- [DATA SEGMENT]:
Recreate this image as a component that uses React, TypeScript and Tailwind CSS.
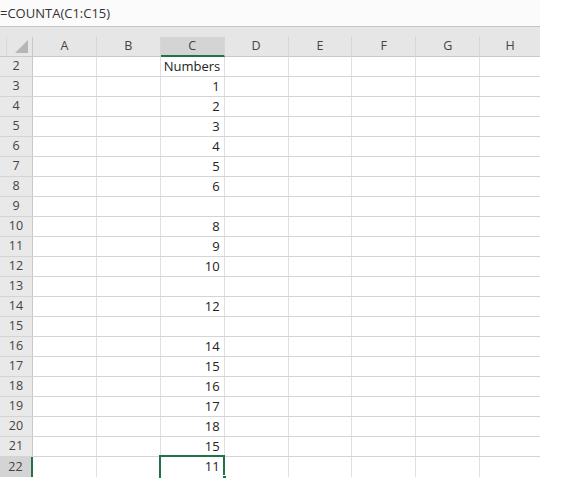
import React from "react";

const columns = ["A", "B", "C", "D", "E", "F", "G", "H"];

// values in column C, keyed by row number
const values: Record<number, string> = {
  2: "Numbers",
  3: "1",
  4: "2",
  5: "3",
  6: "4",
  7: "5",
  8: "6",
  10: "8",
  11: "9",
  12: "10",
  14: "12",
  16: "14",
  17: "15",
  18: "16",
  19: "17",
  20: "18",
  21: "15",
  22: "11",
};

const rows = Array.from({ length: 21 }, (_, i) => i + 2);
const activeRow = 22;

function ColumnHeader({ label }: { label: string }) {
  const active = label === "C";
  const width = label === "H" ? "w-[60px]" : "w-[64px]";
  return (
    <div
      className={`${width} flex h-full items-center justify-center ${
        active
          ? "border-b-2 border-b-[#217346] bg-[#d4d4d4]"
          : "border-b border-b-[#c8c8c8]"
      } ${label === "H" ? "" : "border-r border-r-[#d6d6d6]"}`}
    >
      {label}
    </div>
  );
}

function Row({ n }: { n: number }) {
  const isActive = n === activeRow;
  const last = n === activeRow;
  return (
    <div
      className={`flex h-[20px] ${last ? "" : "border-b border-[#d4d4d4]"}`}
    >
      <div
        className={`flex w-[33px] shrink-0 items-center justify-center text-[12.5px] text-[#444] ${
          isActive
            ? "border-r-2 border-r-[#217346] bg-[#d4d4d4]"
            : "border-r border-r-[#c8c8c8] bg-[#e9e9e9]"
        }`}
      >
        {n}
      </div>
      {columns.map((col) => {
        const text = col === "C" ? values[n] : undefined;
        const isLabel = text !== undefined && isNaN(Number(text));
        const selected = col === "C" && isActive;
        return (
          <div
            key={col}
            className={`relative flex items-center px-[4px] text-[13px] text-[#222] ${
              col === "H" ? "w-[60px]" : "w-[64px] border-r border-r-[#e0e0e0]"
            } ${isLabel ? "justify-start pl-[3px]" : "justify-end"}`}
          >
            {text}
            {selected && (
              <>
                <div className="absolute -left-[2px] -top-[2px] h-[24px] w-[66px] border-2 border-b-0 border-[#217346]" />
                <div className="absolute -right-[3px] top-[18px] h-[5px] w-[5px] border border-white bg-[#217346]" />
              </>
            )}
          </div>
        );
      })}
    </div>
  );
}

export default function App() {
  return (
    <div
      className="h-[481px] w-[570px] overflow-hidden bg-white"
      style={{ fontFamily: '"Open Sans", "Noto Sans", sans-serif' }}
    >
      <div className="flex h-[26px] w-[540px] items-center bg-[#fbfbfb] pt-[2px] text-[13px] text-[#333]">
        =COUNTA(C1:C15)
      </div>
      <div className="h-[452px] w-[540px] overflow-hidden border-t border-[#c4c4c4]">
        <div className="h-[10px] bg-[#e6e6e6]" />
        <div className="flex h-[20px] bg-[#e6e6e6] text-[12.5px] text-[#444]">
          <div className="relative w-[33px] shrink-0 border-b border-r border-[#c8c8c8]">
            <div className="absolute left-[6px] top-0 h-full w-px bg-[#d8d8d8]" />
            <svg
              className="absolute bottom-[3px] right-[4px]"
              width="13"
              height="13"
              viewBox="0 0 13 13"
            >
              <polygon points="13,0 13,13 0,13" fill="#b5b5b5" />
            </svg>
          </div>
          {columns.map((c) => (
            <ColumnHeader key={c} label={c} />
          ))}
        </div>
        {rows.map((n) => (
          <Row key={n} n={n} />
        ))}
      </div>
    </div>
  );
}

- [REQUIRED TASK]: Begin at the first line of the data above and repeat each line exactly, stopping after the line containing "const activeRow = 22;". Omit the pictures.

- [TASK OUTPUT]:
Recreate this image as a component that uses React, TypeScript and Tailwind CSS.
import React from "react";

const columns = ["A", "B", "C", "D", "E", "F", "G", "H"];

// values in column C, keyed by row number
const values: Record<number, string> = {
  2: "Numbers",
  3: "1",
  4: "2",
  5: "3",
  6: "4",
  7: "5",
  8: "6",
  10: "8",
  11: "9",
  12: "10",
  14: "12",
  16: "14",
  17: "15",
  18: "16",
  19: "17",
  20: "18",
  21: "15",
  22: "11",
};

const rows = Array.from({ length: 21 }, (_, i) => i + 2);
const activeRow = 22;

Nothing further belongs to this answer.